Des centaines de milliers de Burkinabè vivent en Côte d’Ivoire. Près de 70 000 ont fui les violences jihadistes ces dernières années et trouvé refuge chez le voisin du sud. Dans la seule région du Bounkani, on compte déjà 35 000 déplacés.
À l’inverse, des milliers d’Ivoiriens travaillent ou possèdent des terres au Burkina. Les mariages mixtes sont légion. Les marchés frontaliers font vivre des familles des deux côtés. Couper ce lien reviendrait à s’amputer soi-même.
Pourquoi maintenant ? Le contexte régional a changé
Depuis le départ du Burkina, du Mali et du Niger de la CEDEAO pour former l’Alliance des États du Sahel (AES), la Côte d’Ivoire s’est retrouvée en première ligne. Abidjan craint une contagion des juntes et une perte d’influence régionale.
Mais la réalité économique rattrape la politique. Le port d’Abidjan reste vital pour l’import-export burkinabè. Les camions continuent de circuler malgré les tensions. Et les jihadistes, eux, ne connaissent pas les frontières.
Une coopération renforcée en matière de renseignement et de sécurité frontalière profiterait aux deux capitales. C’est probablement l’argument le plus convaincant pour justifier ce dégel.
Les prochaines étapes concrètes annoncées
- Création imminente d’un « travail de consolidation de la confiance » bilatéral
- Échanges de haut niveau prévus dans les prochaines semaines
- Possible visite officielle du président Alassane Ouattara à Ouagadougou (non confirmée mais évoquée en coulisses)

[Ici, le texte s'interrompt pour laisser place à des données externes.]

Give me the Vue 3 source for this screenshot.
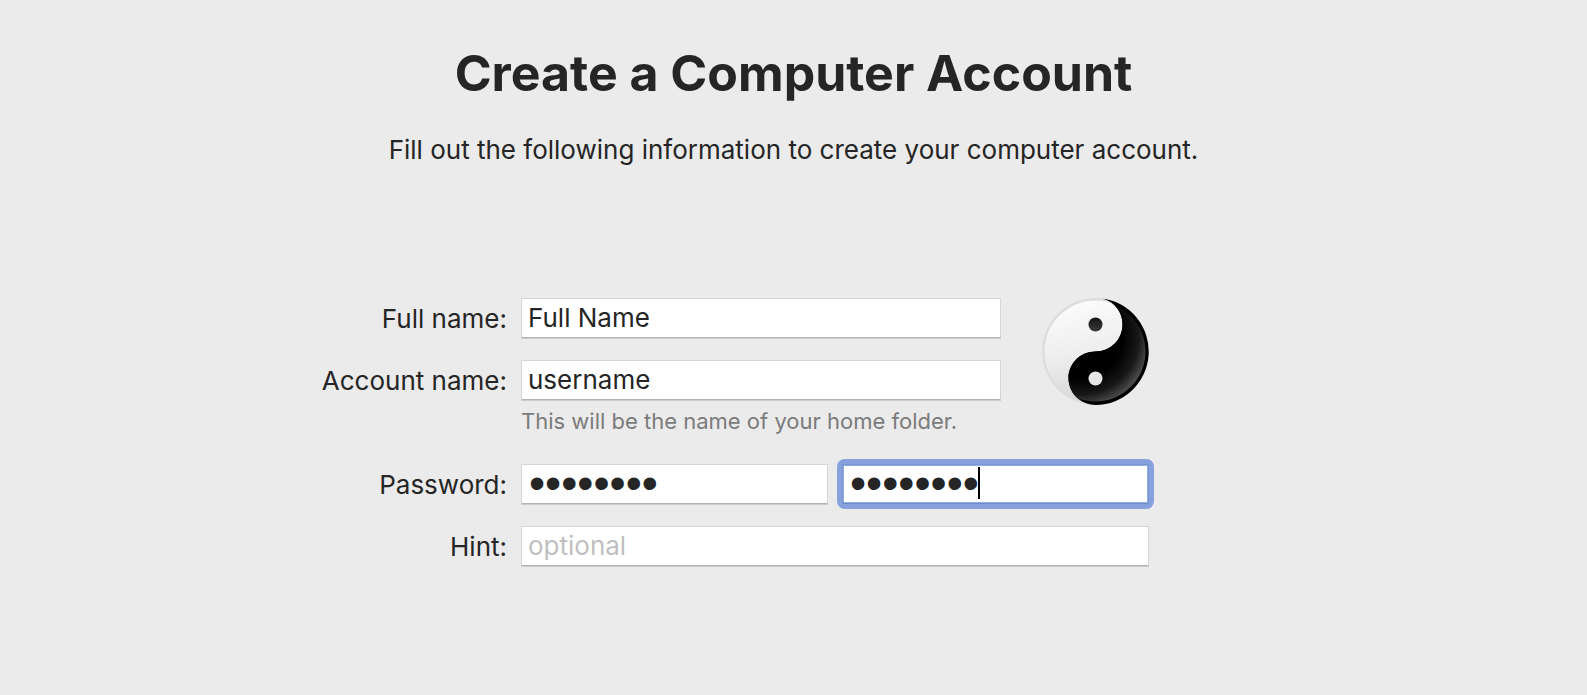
<script setup>
import { ref } from 'vue'

const fullName = ref('Full Name')
const accountName = ref('username')
const password = ref('password')
const verify = ref('password')
const hint = ref('')
</script>

<template>
  <main class="page">
    <header class="intro">
      <h1>Create a Computer Account</h1>
      <p>Fill out the following information to create your computer account.</p>
    </header>

    <form class="account" autocomplete="off" @submit.prevent>
      <div class="identity">
        <div class="names">
          <div class="row">
            <label for="full-name">Full name:</label>
            <input id="full-name" v-model="fullName" class="field" type="text" />
          </div>
          <div class="row">
            <label for="account-name">Account name:</label>
            <input id="account-name" v-model="accountName" class="field" type="text" aria-describedby="account-note" />
          </div>
          <p id="account-note" class="note">This will be the name of your home folder.</p>
        </div>
        <button class="avatar" type="button" aria-label="Account picture">
          <svg viewBox="0.5 0.5 107 107" aria-hidden="true">
            <defs>
              <linearGradient id="light" x1="0.3" y1="0" x2="0.5" y2="1">
                <stop offset="0" stop-color="#fcfcfc" />
                <stop offset="0.5" stop-color="#efeeef" />
                <stop offset="1" stop-color="#d6d4d5" />
              </linearGradient>
              <radialGradient id="sheen" gradientUnits="userSpaceOnUse" cx="40" cy="40" r="68">
                <stop offset="0.6" stop-color="#000" />
                <stop offset="0.84" stop-color="#181818" />
                <stop offset="1" stop-color="#484848" />
              </radialGradient>
              <linearGradient id="pupil" x1="0" y1="0" x2="0" y2="1">
                <stop offset="0" stop-color="#161616" />
                <stop offset="1" stop-color="#3a3a3a" />
              </linearGradient>
              <clipPath id="disc"><circle cx="54" cy="54" r="50" /></clipPath>
            </defs>
            <circle cx="54" cy="54" r="53.5" fill="#dedddd" />
            <circle cx="54" cy="54" r="51" fill="url(#light)" />
            <path d="M61 1 A53.5 53.5 0 0 1 54 107.5 C38 107 27 95 27 80.5 C27 66 39 54 54 54 C69 54 81 42 81 27 C81 15 74 5 61 1 Z" fill="#000" />
            <path clip-path="url(#disc)" d="M61 1 A53.5 53.5 0 0 1 54 107.5 C38 107 27 95 27 80.5 C27 66 39 54 54 54 C69 54 81 42 81 27 C81 15 74 5 61 1 Z" fill="url(#sheen)" />
            <circle cx="54" cy="27" r="7" fill="url(#pupil)" />
            <circle cx="54" cy="81" r="7" fill="#e6e6e6" />
          </svg>
        </button>
      </div>

      <div class="row">
        <label for="password">Password:</label>
        <div class="pair">
          <input id="password" v-model="password" class="field secret" type="password" />
          <div class="focused">
            <input v-model="verify" class="field secret" type="password" aria-label="Verify password" />
            <span class="caret" aria-hidden="true"></span>
          </div>
        </div>
      </div>
      <div class="row">
        <label for="hint">Hint:</label>
        <input id="hint" v-model="hint" class="field" type="text" placeholder="optional" />
      </div>
    </form>
  </main>
</template>

<style>
body {
  margin: 0;
  background: #ebebeb;
}
</style>

<style scoped>
.page {
  box-sizing: border-box;
  min-height: 100vh;
  padding: 41px 20px;
  background: #ebebeb;
  color: #252525;
  font-family: Inter, "Liberation Sans", sans-serif;
  font-size: 26px;
  line-height: 32px;
}
.intro {
  text-align: center;
}
h1 {
  margin: 0;
  font-size: 50px;
  line-height: 64px;
  font-weight: 700;
}
.intro p {
  margin: 29px 0 0;
}
.account {
  box-sizing: border-box;
  display: flex;
  flex-direction: column;
  gap: 22px;
  max-width: 947px;
  margin: 132px auto 0;
  padding-right: 118px;
}
.identity {
  display: flex;
  justify-content: space-between;
  gap: 40px;
}
.names {
  flex: 0 1 681px;
  display: grid;
  row-gap: 22px;
}
.row {
  display: grid;
  grid-template-columns: 187px minmax(0, 1fr);
  column-gap: 14px;
}
label {
  height: 35px;
  padding-top: 5px;
  text-align: right;
  white-space: nowrap;
}
.field {
  box-sizing: border-box;
  display: block;
  width: 100%;
  height: 40px;
  margin: 0;
  padding: 0 6px 1px;
  border: 1px solid #d6d6d6;
  border-bottom-color: #b2b2b2;
  border-radius: 0;
  outline: none;
  box-shadow: 0 1px 0 #cccccc;
  background: #fff;
  color: inherit;
  font: inherit;
}
.field::placeholder {
  color: #bfbfbf;
  opacity: 1;
}
.secret {
  padding-bottom: 3px;
  padding-left: 7px;
  font-family: "Liberation Sans", Arial, sans-serif;
  font-size: 46px;
}
.note {
  margin: -15px 0 7px 201px;
  color: #7b7b7b;
  font-size: 22px;
  line-height: 28px;
}
.avatar {
  flex: none;
  width: 107px;
  height: 107px;
  padding: 0;
  border: 0;
  border-radius: 50%;
  background: none;
}
.avatar svg {
  display: block;
}
.pair {
  display: grid;
  grid-template-columns: 1fr 1fr;
  align-items: start;
  gap: 14px;
}
.focused {
  position: relative;
  border-radius: 3px;
  box-shadow: 0 0 0 5px #87a1dc;
  background: #87a1dc;
}
.focused .field {
  border-color: #7b97d3;
  border-bottom-color: #6f8bc8;
  box-shadow: inset 0 0 0 1px #8fabe9;
  caret-color: transparent;
}
.caret {
  position: absolute;
  top: 3px;
  left: 136px;
  width: 2px;
  height: 32px;
  background: #000;
}
</style>
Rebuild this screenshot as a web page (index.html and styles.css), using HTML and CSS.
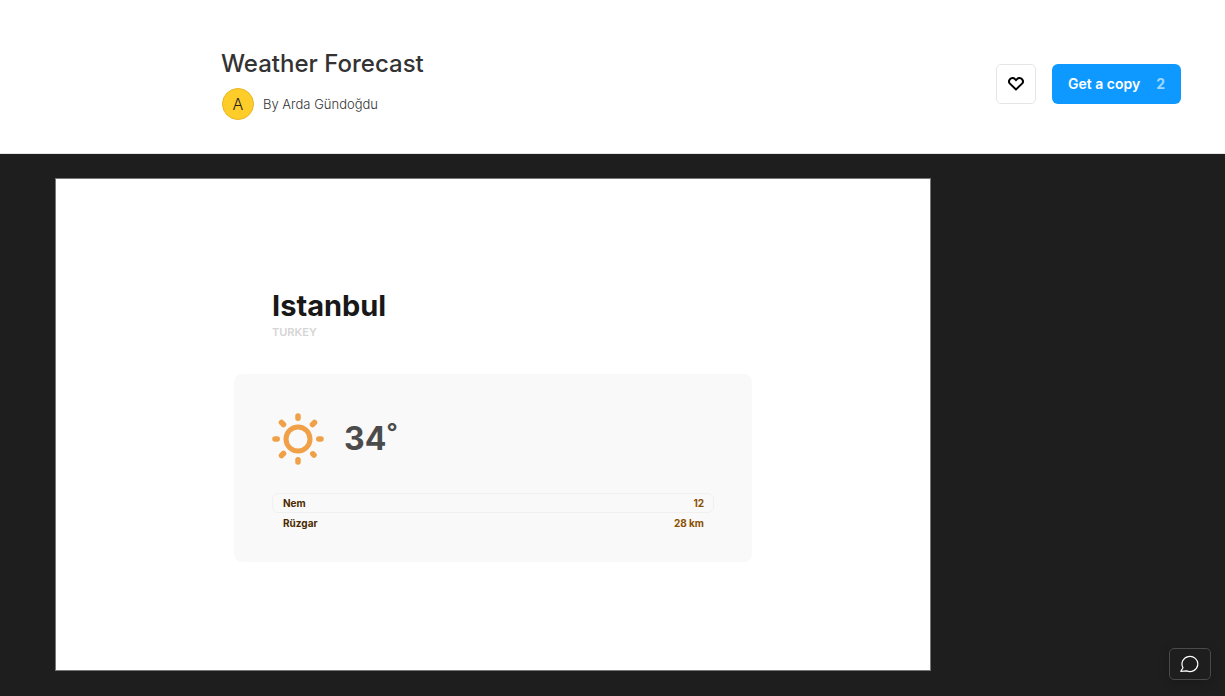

- Discussion sur le sort des six fonctionnaires ivoiriens détenus
- Reprise des commissions mixtes frontalières gelées depuis 2022
Adama Dosso l’a dit sans détour : « Nous sommes ici pour que les incompréhensions appartiennent définitivement au passé ». Reste à transformer ces belles paroles en actes.
Un modèle de coopération ouest-africaine à reconstruire
Avant 2022, le couple Burkina–Côte d’Ivoire était souvent cité en exemple. Échanges commerciaux fluides, accords culturels, circulation facile des personnes. Beaucoup d’observateurs espèrent retrouver cette dynamique.
Au-delà des gouvernements, la société civile pousse aussi dans ce sens. Les associations de femmes transfrontalières, les chambres de commerce binationales, les artistes : tous appellent à la raison.
Dans un Sahel en feu, où plus de 25 000 personnes ont perdu la vie en dix ans de violences jihadistes, la stabilité régionale n’est pas un luxe. C’est une nécessité vitale.
« Nos relations, jadis un modèle de coopération en Afrique de l’Ouest, doivent redevenir ce qu’elles ont été. »
Adama Dosso, ministre ivoirien
Le chemin sera long. La confiance ne se restaure pas en un claquement de doigts. Mais ce premier pas, franc et assumé, laisse espérer le meilleur.
Et qui sait ? Peut-être que dans quelques mois, on parlera à nouveau du Burkina et de la Côte d’Ivoire comme d’un seul et même espace de prospérité partagé. L’histoire, après tout, leur a déjà prouvé que c’était possible.
La réconciliation entre États frères n’est jamais été aussi proche… ou aussi fragile. Tout dépendra des prochains gestes concrets.
À suivre de très près, car l’avenir de toute une région pourrait s’en trouver changé.